TETBURY Hospital is set to become the first casualty of the NHS shake-up with the loss of all its beds.

The Standard can exclusively reveal wards will close at the community hospital in December after health service funding was withdrawn.

Simon Preston, chairman of trustees at Tetbury Hospital, said: "The NHS are trying to shut beds in Bourton, Fairford, Moreton and community hospitals are not the flavour of the month. This has now hit us in a rather more serious way.

"Tetbury Hospital is outside the NHS as a trust but we do have a contract with them for providing services for them."

Mr Preston said because the hospital's relationship with the NHS was commercial there would be no public consultation over the cuts.

Funding for the six consultant elderly care beds will be stopped and Mr Preston explained this will make the remaining five beds totally unviable.

As a result the hospital will have to close all inpatient care after December 31 this year.

This is a huge blow to the popular hospital, which has been largely funded by the Tetbury community.

Simon Preston said: "It is going to be a very nasty shock. The people of Tetbury are not going to be happy because they have all put money into saving the hospital.

Tetbury mayor Stephen Hirst likened the closure of the wards without prior consultation to an act of public vandalism.

Dr Tony Walsh said the hospital beds were still needed at Tetbury. He said: "I have taken two people there in the past five days who could not have been managed elsewhere.

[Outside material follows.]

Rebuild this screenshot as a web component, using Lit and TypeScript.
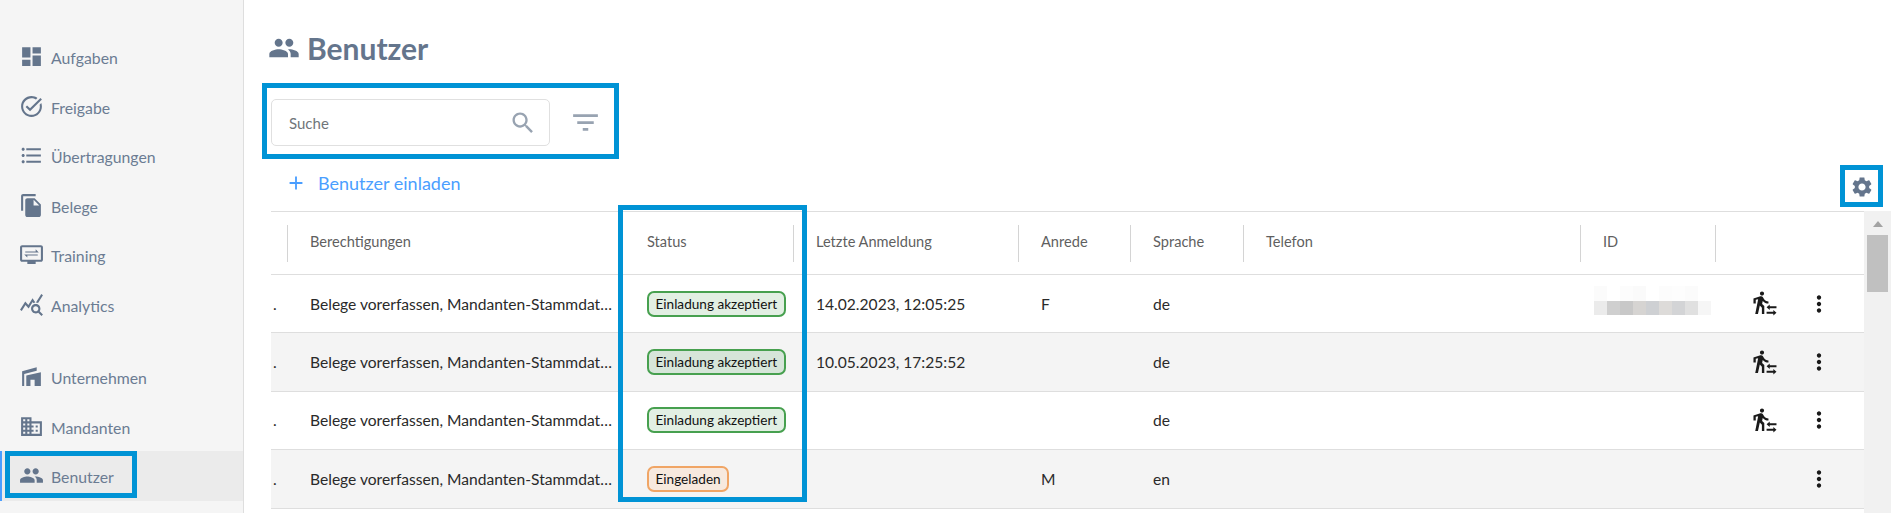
import { LitElement, html, css, svg } from "lit";
import { customElement } from "lit/decorators.js";

const P: Record<string, any> = {
  dashboard: svg`<path d="M3 13h8V3H3v10zm0 8h8v-6H3v6zm10 0h8V11h-8v10zm0-18v6h8V3h-8z"/>`,
  task: svg`<path d="M22 5.18L10.59 16.6l-4.24-4.24 1.41-1.41 2.83 2.83 10-10L22 5.18zm-2.21 5.04c.13.57.21 1.17.21 1.78 0 4.42-3.58 8-8 8s-8-3.58-8-8 3.58-8 8-8c1.58 0 3.04.46 4.28 1.25l1.44-1.44C16.1 2.67 14.13 2 12 2 6.48 2 2 6.48 2 12s4.48 10 10 10 10-4.48 10-10c0-1.19-.22-2.33-.6-3.39l-1.61 1.61z"/>`,
  list: svg`<path d="M4 10.5c-.83 0-1.5.67-1.5 1.5s.67 1.5 1.5 1.5 1.5-.67 1.5-1.5-.67-1.5-1.5-1.5zm0-6c-.83 0-1.5.67-1.5 1.5S3.17 7.5 4 7.5 5.5 6.83 5.5 6 4.83 4.5 4 4.5zm0 12c-.83 0-1.5.68-1.5 1.5s.68 1.5 1.5 1.5 1.5-.68 1.5-1.5-.67-1.5-1.5-1.5zM7 19h14v-2H7v2zm0-6h14v-2H7v2zm0-8v2h14V5H7z"/>`,
  copy: svg`<path d="M16 1H4c-1.1 0-2 .9-2 2v14h2V3h12V1zm-1 4l6 6v10c0 1.1-.9 2-2 2H7.99C6.89 23 6 22.1 6 21l.01-14c0-1.1.89-2 1.99-2h7zm-1 7h5.5L14 6.5V12z"/>`,
  training: svg`<path d="M21 3H3c-1.1 0-2 .9-2 2v12c0 1.1.9 2 2 2h5v2h8v-2h5c1.1 0 2-.9 2-2V5c0-1.1-.9-2-2-2zm0 14H3V5h18v12z"/><path d="M6 9h10V7l3 3H6zM18 13H8v2l-3-3h13z"/>`,
  analytics: svg`<path d="M19.88 18.47c.44-.7.7-1.51.7-2.39 0-2.49-2.01-4.5-4.5-4.5s-4.5 2.01-4.5 4.5 2.01 4.5 4.49 4.5c.88 0 1.7-.26 2.39-.7L21.58 23 23 21.58l-3.12-3.11zm-3.8.11c-1.38 0-2.5-1.12-2.5-2.5s1.12-2.5 2.5-2.5 2.5 1.12 2.5 2.5-1.12 2.5-2.5 2.5zm-.36-8.5c-.74.02-1.45.18-2.1.45l-.55-.83-3.8 6.18-3.01-3.52-3.63 5.81L1 17l5-8 3 3.5L13 6l2.72 4.08zm2.59.5c-.64-.28-1.33-.45-2.05-.49L21.38 2 23 3.18l-4.69 7.4z"/>`,
  company: svg`<path d="M3 7l14-4v3.5L5 9.5V21H3zM7 11l14-3v13h-6v-6H11v6H7z"/>`,
  domain: svg`<path d="M12 7V3H2v18h20V7H12zM6 19H4v-2h2v2zm0-4H4v-2h2v2zm0-4H4V9h2v2zm0-4H4V5h2v2zm4 12H8v-2h2v2zm0-4H8v-2h2v2zm0-4H8V9h2v2zm0-4H8V5h2v2zm10 12h-8v-2h2v-2h-2v-2h2v-2h-2V9h8v10zm-2-8h-2v2h2v-2zm0 4h-2v2h2v-2z"/>`,
  people: svg`<path d="M16 11c1.66 0 2.99-1.34 2.99-3S17.66 5 16 5c-1.66 0-3 1.34-3 3s1.34 3 3 3zm-8 0c1.66 0 2.99-1.34 2.99-3S9.66 5 8 5C6.34 5 5 6.34 5 8s1.34 3 3 3zm0 2c-2.33 0-7 1.17-7 3.5V19h14v-2.5c0-2.33-4.67-3.5-7-3.5zm8 0c-.29 0-.62.02-.97.05 1.16.84 1.97 1.97 1.97 3.45V19h6v-2.5c0-2.33-4.67-3.5-7-3.5z"/>`,
  search: svg`<path d="M15.5 14h-.79l-.28-.27C15.41 12.59 16 11.11 16 9.5 16 5.91 13.09 3 9.5 3S3 5.91 3 9.5 5.91 16 9.5 16c1.61 0 3.09-.59 4.23-1.57l.27.28v.79l5 4.99L20.49 19l-4.99-5zm-6 0C7.01 14 5 11.99 5 9.5S7.01 5 9.5 5 14 7.01 14 9.5 11.99 14 9.5 14z"/>`,
  filter: svg`<path d="M10 18h4v-2h-4v2zM3 6v2h18V6H3zm3 7h12v-2H6v2z"/>`,
  plus: svg`<path d="M19 13h-6v6h-2v-6H5v-2h6V5h2v6h6v2z"/>`,
  gear: svg`<path d="M19.14 12.94c.04-.3.06-.61.06-.94 0-.32-.02-.64-.07-.94l2.03-1.58c.18-.14.23-.41.12-.61l-1.92-3.32c-.12-.22-.37-.29-.59-.22l-2.39.96c-.5-.38-1.03-.7-1.62-.94l-.36-2.54c-.04-.24-.24-.41-.48-.41h-3.84c-.24 0-.43.17-.47.41l-.36 2.54c-.59.24-1.13.57-1.62.94l-2.39-.96c-.22-.08-.47 0-.59.22L2.74 8.87c-.12.21-.08.47.12.61l2.03 1.58c-.05.3-.09.63-.09.94s.02.64.07.94l-2.03 1.58c-.18.14-.23.41-.12.61l1.92 3.32c.12.22.37.29.59.22l2.39-.96c.5.38 1.03.7 1.62.94l.36 2.54c.05.24.24.41.48.41h3.84c.24 0 .44-.17.47-.41l.36-2.54c.59-.24 1.13-.56 1.62-.94l2.39.96c.22.08.47 0 .59-.22l1.92-3.32c.12-.22.07-.47-.12-.61l-2.01-1.58zM12 15.6c-1.98 0-3.6-1.62-3.6-3.6s1.62-3.6 3.6-3.6 3.6 1.62 3.6 3.6-1.62 3.6-3.6 3.6z"/>`,
  more: svg`<path d="M12 8c1.1 0 2-.9 2-2s-.9-2-2-2-2 .9-2 2 .9 2 2 2zm0 2c-1.1 0-2 .9-2 2s.9 2 2 2 2-.9 2-2-.9-2-2-2zm0 6c-1.1 0-2 .9-2 2s.9 2 2 2 2-.9 2-2-.9-2-2-2z"/>`,
  walk: svg`<path d="M9.6 4.4c1.1 0 2-.9 2-2s-.9-2-2-2-2 .9-2 2 .9 2 2 2zM5.9 7.8L3.1 22h2.6l1.8-8 2 2v6h2.3v-7.5l-2.1-2 .6-3c1.3 1.5 3.3 2.5 5.5 2.5v-2c-1.9 0-3.5-1-4.3-2.4l-1-1.6c-.4-.6-1-1-1.7-1-.3 0-.5.1-.8.1L1.4 7.2V12h2.2V8.5l2.3-.7z"/><path d="M17 13l-3 2.6 3 2.6v-1.7h6.5v-1.8H17zM20.5 18.3v1.7H14v1.8h6.5v1.7l3-2.6z"/>`,
};
const icon = (n: string, cls = "") => html`<svg class="ic ${cls}" viewBox="0 0 24 24" fill="currentColor">${P[n]}</svg>`;

const NAV1 = [["dashboard","Aufgaben"],["task","Freigabe"],["list","Übertragungen"],["copy","Belege"],["training","Training"],["analytics","Analytics"]];
const NAV2 = [["company","Unternehmen"],["domain","Mandanten"]];
const HEAD = ["", "Berechtigungen", "Status", "Letzte Anmeldung", "Anrede", "Sprache", "Telefon", "ID", ""];
const PERM = "Belege vorerfassen, Mandanten-Stammdat…";
const ROWS = [
  { s: "ok", st: "Einladung akzeptiert", d: "14.02.2023, 12:05:25", a: "F", l: "de", id: true, w: true },
  { s: "ok", st: "Einladung akzeptiert", d: "10.05.2023, 17:25:52", a: "", l: "de", id: false, w: true },
  { s: "ok", st: "Einladung akzeptiert", d: "", a: "", l: "de", id: false, w: true },
  { s: "inv", st: "Eingeladen", d: "", a: "M", l: "en", id: false, w: false },
];
const BLUR_TOP = ["#fbfbfb","#ffffff","#fcfcfc","#fafafa","#ffffff","#fcfcfc","#fdfdfd","#fbfbfb","#ffffff"];
const BLUR_BOT = ["#ebebeb","#cfcfcf","#c8c8c8","#d6d4d2","#ced0d3","#dddbd9","#d3d4d6","#e0e0e0","#f6f6f6"];

@customElement("app-root")
export class AppRoot extends LitElement {
  static styles = css`
    :host { display: block; position: relative; width: 1891px; height: 513px; overflow: hidden; background: #fff;
      font-family: Lato, "Open Sans", sans-serif; color: #6b7c93; }
    .ic { display: block; flex: none; }
    .page { display: flex; height: 513px; }
    .side { width: 243px; flex: none; background: #f5f5f5; border-right: 1px solid #dedede; padding-top: 32px; box-sizing: content-box; }
    .group { display: flex; flex-direction: column; }
    .group + .group { margin-top: 23.1px; }
    .nav { display: flex; align-items: center; height: 49.5px; padding-left: 19px; gap: 7px; font-size: 15.8px; color: #6b7c93; }
    .nav .ic { width: 25px; height: 25px; color: #64758c; }
    .nav.active { background: #ebebeb; box-shadow: inset 2px 0 0 #4a9eff; }
    .nav span { position: relative; top: 1px; }
    .main { flex: 1; min-width: 0; padding: 0 0 0 27px; display: flex; flex-direction: column; }
    h1 { margin: 0; height: 99px; display: flex; align-items: flex-start; gap: 7px; padding-top: 29px; box-sizing: border-box;
      font-size: 30px; line-height: 38px; font-weight: 700; color: #64758c; }
    h1 .ic { width: 32px; height: 32px; margin: 3px 0 0 -3px; }
    .tools { display: flex; align-items: center; gap: 19px; height: 47px; }
    .search { width: 279px; height: 47px; box-sizing: border-box; border: 1px solid #e0e0e0; border-radius: 5px; display: flex; align-items: center;
      justify-content: space-between; padding: 0 12px 0 17px; font-size: 15px; color: #70757a; }
    .search .ic { width: 28px; height: 28px; color: #98a3b1; }
    .filter { width: 33px; height: 33px; color: #98a3b1; }
    .action { display: flex; align-items: center; height: 65px; box-sizing: border-box; padding: 9px 17px 0 14px; gap: 11px; color: #4a9eff; font-size: 18px; }
    .action .ic { width: 22px; height: 22px; }
    .action .gear { margin: 7px 0 0 auto; width: 24px; height: 24px; color: #64758c; }
    .wrap { display: flex; flex: 1; min-height: 0; }
    .table { flex: 1; min-width: 0; border-top: 1px solid #dedede; }
    .row { display: grid; grid-template-columns: 16px 337px 169px 225px 112px 113px 337px 135px 149px; height: 58.4px; box-sizing: border-box;
      border-bottom: 1px solid #dedede; align-items: center; font-size: 15.6px; color: #2a2a2a; }
    .row.head { height: 63px; color: #5f5f5f; font-size: 14.6px; }
    .row.even { background: #f4f4f4; }
    .cell { padding-left: 23px; white-space: nowrap; min-width: 0; }
    .head .cell { height: 37px; line-height: 34px; border-left: 1px solid #d4d4d4; padding-left: 22px; }
    .head .cell.nob { border-left: 0; padding-left: 23px; }
    .row .lead { padding-left: 2px; overflow: hidden; }
    .badge { display: inline-block; font-size: 13.6px; line-height: 22px; height: 26px; box-sizing: border-box; padding: 0 6.5px; border-radius: 7px; border: 2px solid; color: #111; vertical-align: middle; }
    .badge.ok { border-color: #47a04f; background: #e2efe3; }
    .even .badge.ok { background: #d6e5d9; }
    .badge.inv { border-color: #f0a565; background: #f7e9de; }
    .blur { display: grid; grid-template-columns: repeat(9, 13px); grid-auto-rows: 14.5px; margin: 0 0 6px -9px; }
    .actions { display: flex; align-items: center; padding-left: 37px; gap: 0; }
    .actions .ic { color: #1a1a1a; }
    .actions .walk { width: 25px; height: 25px; }
    .actions .slot { width: 25px; height: 25px; flex: none; }
    .actions .more { width: 26px; height: 26px; margin-left: 29px; }
    .scroll { width: 27px; flex: none; background: #f1f1f1; display: flex; flex-direction: column; align-items: center; position: relative; }
    .arrow { margin-top: 10px; width: 0; height: 0; border-left: 5.5px solid transparent; border-right: 5.5px solid transparent; border-bottom: 6px solid #a3a3a3; }
    .thumb { margin-top: 8px; width: 21px; height: 57px; background: #c0c0c0; }
    .mark { position: absolute; box-sizing: border-box; border: 5px solid #0093d5; pointer-events: none; }
    .m1 { left: 5px; top: 451px; width: 132px; height: 47px; }
    .m2 { left: 262px; top: 83px; width: 357px; height: 76px; }
    .m3 { left: 618px; top: 205px; width: 189px; height: 297px; }
    .m4 { left: 1840px; top: 165px; width: 43px; height: 42px; }
  `;

  render() {
    return html`
      <div class="page">
        <aside class="side">
          <div class="group">${NAV1.map(([i, t]) => html`<div class="nav">${icon(i)}<span>${t}</span></div>`)}</div>
          <div class="group">
            ${NAV2.map(([i, t]) => html`<div class="nav">${icon(i)}<span>${t}</span></div>`)}
            <div class="nav active">${icon("people")}<span>Benutzer</span></div>
          </div>
        </aside>
        <main class="main">
          <h1>${icon("people")}Benutzer</h1>
          <div class="tools">
            <div class="search"><span>Suche</span>${icon("search")}</div>
            ${icon("filter", "filter")}
          </div>
          <div class="action">${icon("plus")}<span>Benutzer einladen</span>${icon("gear", "gear")}</div>
          <div class="wrap">
            <div class="table">
              <div class="row head">
                ${HEAD.map((h, i) => html`<div class="cell ${i === 0 || i === 2 ? "nob" : ""}">${h}</div>`)}
              </div>
              ${ROWS.map((r, n) => html`
                <div class="row ${n % 2 ? "even" : ""}">
                  <div class="cell lead">.</div>
                  <div class="cell perm">${PERM}</div>
                  <div class="cell"><span class="badge ${r.s}">${r.st}</span></div>
                  <div class="cell">${r.d}</div>
                  <div class="cell">${r.a}</div>
                  <div class="cell">${r.l}</div>
                  <div class="cell"></div>
                  <div class="cell">${r.id ? html`<div class="blur">${[...BLUR_TOP, ...BLUR_BOT].map((c) => html`<i style="background:${c}"></i>`)}</div>` : ""}</div>
                  <div class="actions">
                    ${r.w ? icon("walk", "walk") : html`<div class="slot"></div>`}
                    ${icon("more", "more")}
                  </div>
                </div>`)}
            </div>
            <div class="scroll"><div class="arrow"></div><div class="thumb"></div></div>
          </div>
        </main>
      </div>
      <div class="mark m1"></div>
      <div class="mark m2"></div>
      <div class="mark m3"></div>
      <div class="mark m4"></div>
    `;
  }
}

"I don't think there is a future for community hospitals at the moment, it doesn't look that way. I think they have been badly let down by the Cotswold and Vale Primary Care Trust (PCT)."

Cotswold MP Geoffrey Clifton-Brown also slammed the latest blow to health services in the area.

He said: "It's far too short a time so no one has been consulted. Communist dictatorships behave in this way. We all have to think of everyway to oppose this whether it is marching on Downing Street or whatever."

Mr Clifton-Brown vowed to support the people of Tetbury in whatever way he could to ensure the future of Tetbury Hospital.

Richard James, chief executive of Cotswold and Vale PCT, said: "Cotswold and Vale Primary Care Trust (PCT) is reviewing the services it provides for local people to ensure it provides better healthcare, closer to where people live.

"This is why the PCT has proposed to commission more outpatient services at Tetbury Hospital in place of six of the 11 inpatient beds there that it currently funds.

"These six beds cost the PCT £300,000 a year. It believes it can provide better services to the wider community through a combination of increased outpatient services, delivered from Tetbury hospital at a cost of £150,000, and by developing specialist rehabilitation services for elderly people to enable them to get better quicker and return home sooner from the larger and better resourced Stroud and Cirencester hospitals."

Mr Preston said the trustees were currently looking at a number of options to safegaurd the hospital's future.

He said: "The hospital trustees are trying to do everything we can to keep the trust going and hopefully keep the hospital going but it will have to be a very different organisation. The losing of those eleven beds represents a drop in income of 55 percent."